Here’s how it went:
- Read in the news about Clearwire going to Clear on its new 4G network, clicked through to see how it might impact me, a current customer; learned that I have to upgrade to the new modem/network and that it wouldn’t cost me more to have faster speeds–great, I thought, sort of nervously….
- Clicked the Upgrade button on the Clearwire site, clicked a few more buttons, zippity doo dah, done! They’ll send me a new modem in a matter of days. Me: still feeling slightly nervous, imagining the mess of having to network a new IP or who knows what….
- Received email status and info: what to expect and when to expect it, return of old modem with instructions and prepaid label, shipping status of new modem. My interest/curiosity is piqued, still a wee bit nervous….
- This morning the box is delivered. From the time I open the box to the time I’m truly zipping along on the world wide web and have returned the old modem to the shipping box: 27 minutes.
(The only muss or fuss was when I didn’t follow instructions! Instead of an ethernet to my mac, I just plugged the existing ethernet from my airport wifi to the Clear modem. Fail. The first step allows your new 4G connection to interface with Clear directly, thus establishing a link Doh. Once I figured that out, things went fast.)

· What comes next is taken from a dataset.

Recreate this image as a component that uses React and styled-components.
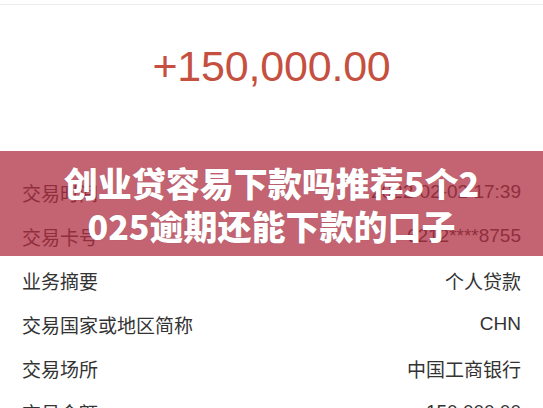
import React from 'react'
import styled, { createGlobalStyle } from 'styled-components'

const rows = [
  { label: '交易时间', value: '2022-02-02 17:39' },
  { label: '交易卡号', value: '6212****8755' },
  { label: '业务摘要', value: '个人贷款' },
  { label: '交易国家或地区简称', value: 'CHN' },
  { label: '交易场所', value: '中国工商银行' },
  { label: '交易金额', value: '150,000.00' },
]

const Global = createGlobalStyle`
  html, body {
    margin: 0;
    padding: 0;
    background: #fff;
  }
  body {
    font-family: 'Liberation Sans', 'Noto Sans CJK SC', sans-serif;
  }
`

const Screen = styled.div`
  position: relative;
  width: 543px;
  height: 408px;
  overflow: hidden;
  background: #fff;
`

const NavEdge = styled.div`
  height: 4px;
  border-bottom: 1px solid #ececec;
`

const Amount = styled.div`
  height: 165px;
  display: flex;
  align-items: center;
  justify-content: center;
  padding-bottom: 42px;
  box-sizing: border-box;
  color: #c5503f;
  font-family: 'Liberation Sans', sans-serif;
  font-size: 43px;
  letter-spacing: -0.2px;
`

const List = styled.ul`
  list-style: none;
  margin: 0;
  padding: 0 22px;
`

const Row = styled.li`
  height: 44px;
  display: flex;
  align-items: center;
  justify-content: space-between;
  font-size: 19px;
  color: #333;
  font-family: 'Liberation Sans', 'Noto Sans CJK SC', sans-serif;
`

const Banner = styled.div`
  position: absolute;
  left: 0;
  right: 0;
  top: 151px;
  height: 105px;
  background: rgba(175, 45, 65, 0.74);
  display: flex;
  flex-direction: column;
  align-items: center;
  justify-content: center;
  color: #fff;
  font-family: 'Noto Sans CJK SC', sans-serif;
  font-weight: 900;
  font-size: 34px;
  line-height: 43px;
  text-shadow: 0 0 1px rgba(0, 0, 0, 0.2);
`

const App = () => {
  return (
    <Screen>
      <Global />
      <NavEdge />
      <Amount>+150,000.00</Amount>
      <List>
        {rows.map((row, index) => (
          <Row key={index}>
            <span>{row.label}</span>
            <span>{row.value}</span>
          </Row>
        ))}
      </List>
      <Banner>
        <div>创业贷容易下款吗推荐5个2</div>
        <div>025逾期还能下款的口子</div>
      </Banner>
    </Screen>
  )
}

export default App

Clear deserves a big hand for thinking this change through, hooking up all the little pieces that can make the headache of big change fall to the customer rather than the company initiating it. Good job, very well done–and when I click to post this, the publishing process will go faster than I’m accustomed to…gotta love that.
Most of the companies I work with regarding customer experience strategies are big–big, global-big, huge complex problems with complex solutions. During the course of that, it would be easy to lose sight of the simple things that make the customer experience work.